━━━ Provided data

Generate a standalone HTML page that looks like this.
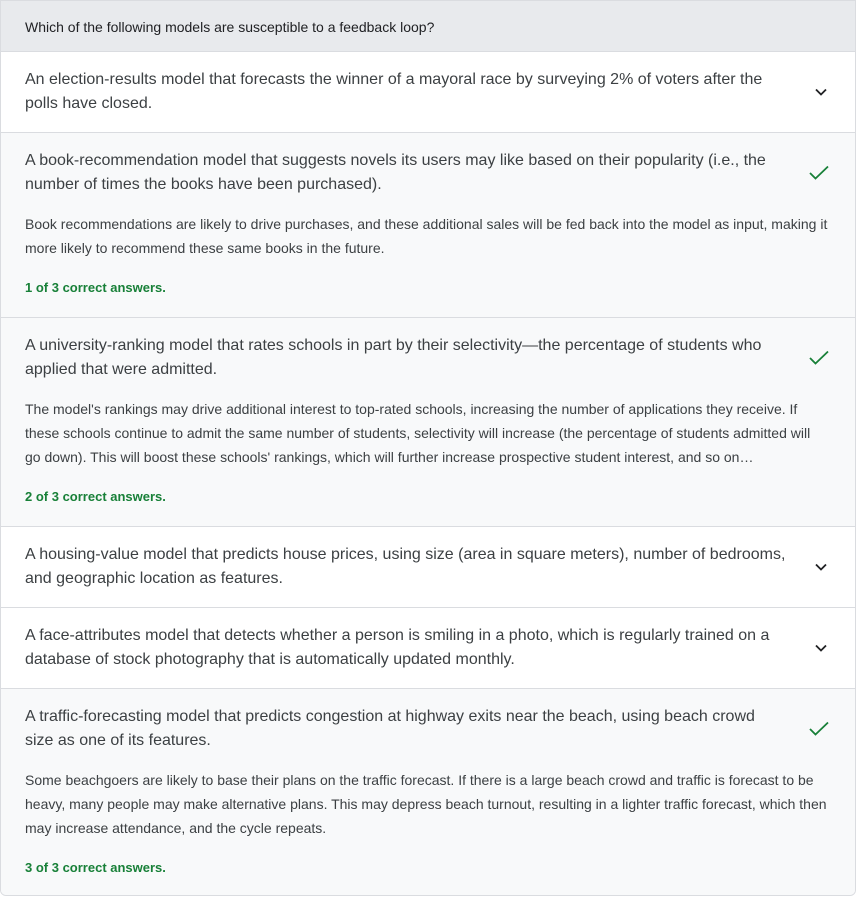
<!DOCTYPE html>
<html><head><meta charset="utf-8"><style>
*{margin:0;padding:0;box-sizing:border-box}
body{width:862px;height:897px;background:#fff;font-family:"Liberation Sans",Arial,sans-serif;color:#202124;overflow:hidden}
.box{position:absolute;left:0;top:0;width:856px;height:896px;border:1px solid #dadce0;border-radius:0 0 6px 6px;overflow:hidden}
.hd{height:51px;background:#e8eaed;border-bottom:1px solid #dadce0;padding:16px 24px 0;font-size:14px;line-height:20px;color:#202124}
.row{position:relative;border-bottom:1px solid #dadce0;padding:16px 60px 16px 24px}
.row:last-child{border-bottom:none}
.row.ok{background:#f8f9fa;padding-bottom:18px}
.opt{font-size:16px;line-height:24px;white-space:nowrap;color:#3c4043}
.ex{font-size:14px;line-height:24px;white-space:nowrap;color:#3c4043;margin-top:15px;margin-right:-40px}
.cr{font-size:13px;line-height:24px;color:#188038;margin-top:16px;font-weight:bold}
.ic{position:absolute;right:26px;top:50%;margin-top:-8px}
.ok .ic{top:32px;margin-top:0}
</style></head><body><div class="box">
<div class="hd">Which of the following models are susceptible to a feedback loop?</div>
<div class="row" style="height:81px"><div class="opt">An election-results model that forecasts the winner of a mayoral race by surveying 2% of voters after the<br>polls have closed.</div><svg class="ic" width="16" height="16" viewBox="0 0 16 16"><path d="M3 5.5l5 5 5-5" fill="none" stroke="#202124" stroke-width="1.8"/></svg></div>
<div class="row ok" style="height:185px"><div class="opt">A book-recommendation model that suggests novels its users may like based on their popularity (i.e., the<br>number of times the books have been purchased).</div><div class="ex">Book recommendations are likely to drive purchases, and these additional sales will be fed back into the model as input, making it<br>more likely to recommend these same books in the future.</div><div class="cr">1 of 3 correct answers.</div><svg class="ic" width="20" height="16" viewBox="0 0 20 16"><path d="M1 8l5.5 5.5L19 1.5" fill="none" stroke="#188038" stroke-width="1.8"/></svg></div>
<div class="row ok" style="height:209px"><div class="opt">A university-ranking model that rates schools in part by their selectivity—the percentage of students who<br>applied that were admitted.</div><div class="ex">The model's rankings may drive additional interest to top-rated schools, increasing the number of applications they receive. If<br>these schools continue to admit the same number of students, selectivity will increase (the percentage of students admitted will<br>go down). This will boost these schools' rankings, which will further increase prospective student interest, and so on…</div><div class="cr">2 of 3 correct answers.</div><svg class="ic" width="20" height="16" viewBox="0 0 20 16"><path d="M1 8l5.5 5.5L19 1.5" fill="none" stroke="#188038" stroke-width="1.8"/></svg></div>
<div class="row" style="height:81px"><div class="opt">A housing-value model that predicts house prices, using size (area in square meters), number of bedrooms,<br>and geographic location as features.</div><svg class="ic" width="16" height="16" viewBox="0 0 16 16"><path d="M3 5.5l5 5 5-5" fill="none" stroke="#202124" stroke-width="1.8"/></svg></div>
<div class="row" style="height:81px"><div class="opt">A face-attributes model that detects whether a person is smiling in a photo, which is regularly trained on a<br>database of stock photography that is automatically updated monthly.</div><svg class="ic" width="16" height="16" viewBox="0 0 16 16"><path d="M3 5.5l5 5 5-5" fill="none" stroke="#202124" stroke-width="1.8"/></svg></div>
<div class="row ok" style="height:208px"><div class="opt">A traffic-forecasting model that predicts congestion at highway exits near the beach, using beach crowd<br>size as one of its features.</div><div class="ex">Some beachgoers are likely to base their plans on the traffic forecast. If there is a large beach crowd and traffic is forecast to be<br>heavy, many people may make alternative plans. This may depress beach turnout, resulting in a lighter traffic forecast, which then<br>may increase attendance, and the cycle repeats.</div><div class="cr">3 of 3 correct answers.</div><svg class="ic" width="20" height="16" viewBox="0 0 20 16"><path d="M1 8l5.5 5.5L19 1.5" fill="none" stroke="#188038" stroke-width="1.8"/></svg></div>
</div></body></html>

━━━━━━

### Problem description
Take the listing above and restate it word for word, without its pictures.

### Answer
Generate a standalone HTML page that looks like this.
<!DOCTYPE html>
<html><head><meta charset="utf-8"><style>
*{margin:0;padding:0;box-sizing:border-box}
body{width:862px;height:897px;background:#fff;font-family:"Liberation Sans",Arial,sans-serif;color:#202124;overflow:hidden}
.box{position:absolute;left:0;top:0;width:856px;height:896px;border:1px solid #dadce0;border-radius:0 0 6px 6px;overflow:hidden}
.hd{height:51px;background:#e8eaed;border-bottom:1px solid #dadce0;padding:16px 24px 0;font-size:14px;line-height:20px;color:#202124}
.row{position:relative;border-bottom:1px solid #dadce0;padding:16px 60px 16px 24px}
.row:last-child{border-bottom:none}
.row.ok{background:#f8f9fa;padding-bottom:18px}
.opt{font-size:16px;line-height:24px;white-space:nowrap;color:#3c4043}
.ex{font-size:14px;line-height:24px;white-space:nowrap;color:#3c4043;margin-top:15px;margin-right:-40px}
.cr{font-size:13px;line-height:24px;color:#188038;margin-top:16px;font-weight:bold}
.ic{position:absolute;right:26px;top:50%;margin-top:-8px}
.ok .ic{top:32px;margin-top:0}
</style></head><body><div class="box">
<div class="hd">Which of the following models are susceptible to a feedback loop?</div>
<div class="row" style="height:81px"><div class="opt">An election-results model that forecasts the winner of a mayoral race by surveying 2% of voters after the<br>polls have closed.</div><svg class="ic" width="16" height="16" viewBox="0 0 16 16"><path d="M3 5.5l5 5 5-5" fill="none" stroke="#202124" stroke-width="1.8"/></svg></div>
<div class="row ok" style="height:185px"><div class="opt">A book-recommendation model that suggests novels its users may like based on their popularity (i.e., the<br>number of times the books have been purchased).</div><div class="ex">Book recommendations are likely to drive purchases, and these additional sales will be fed back into the model as input, making it<br>more likely to recommend these same books in the future.</div><div class="cr">1 of 3 correct answers.</div><svg class="ic" width="20" height="16" viewBox="0 0 20 16"><path d="M1 8l5.5 5.5L19 1.5" fill="none" stroke="#188038" stroke-width="1.8"/></svg></div>
<div class="row ok" style="height:209px"><div class="opt">A university-ranking model that rates schools in part by their selectivity—the percentage of students who<br>applied that were admitted.</div><div class="ex">The model's rankings may drive additional interest to top-rated schools, increasing the number of applications they receive. If<br>these schools continue to admit the same number of students, selectivity will increase (the percentage of students admitted will<br>go down). This will boost these schools' rankings, which will further increase prospective student interest, and so on…</div><div class="cr">2 of 3 correct answers.</div><svg class="ic" width="20" height="16" viewBox="0 0 20 16"><path d="M1 8l5.5 5.5L19 1.5" fill="none" stroke="#188038" stroke-width="1.8"/></svg></div>
<div class="row" style="height:81px"><div class="opt">A housing-value model that predicts house prices, using size (area in square meters), number of bedrooms,<br>and geographic location as features.</div><svg class="ic" width="16" height="16" viewBox="0 0 16 16"><path d="M3 5.5l5 5 5-5" fill="none" stroke="#202124" stroke-width="1.8"/></svg></div>
<div class="row" style="height:81px"><div class="opt">A face-attributes model that detects whether a person is smiling in a photo, which is regularly trained on a<br>database of stock photography that is automatically updated monthly.</div><svg class="ic" width="16" height="16" viewBox="0 0 16 16"><path d="M3 5.5l5 5 5-5" fill="none" stroke="#202124" stroke-width="1.8"/></svg></div>
<div class="row ok" style="height:208px"><div class="opt">A traffic-forecasting model that predicts congestion at highway exits near the beach, using beach crowd<br>size as one of its features.</div><div class="ex">Some beachgoers are likely to base their plans on the traffic forecast. If there is a large beach crowd and traffic is forecast to be<br>heavy, many people may make alternative plans. This may depress beach turnout, resulting in a lighter traffic forecast, which then<br>may increase attendance, and the cycle repeats.</div><div class="cr">3 of 3 correct answers.</div><svg class="ic" width="20" height="16" viewBox="0 0 20 16"><path d="M1 8l5.5 5.5L19 1.5" fill="none" stroke="#188038" stroke-width="1.8"/></svg></div>
</div></body></html>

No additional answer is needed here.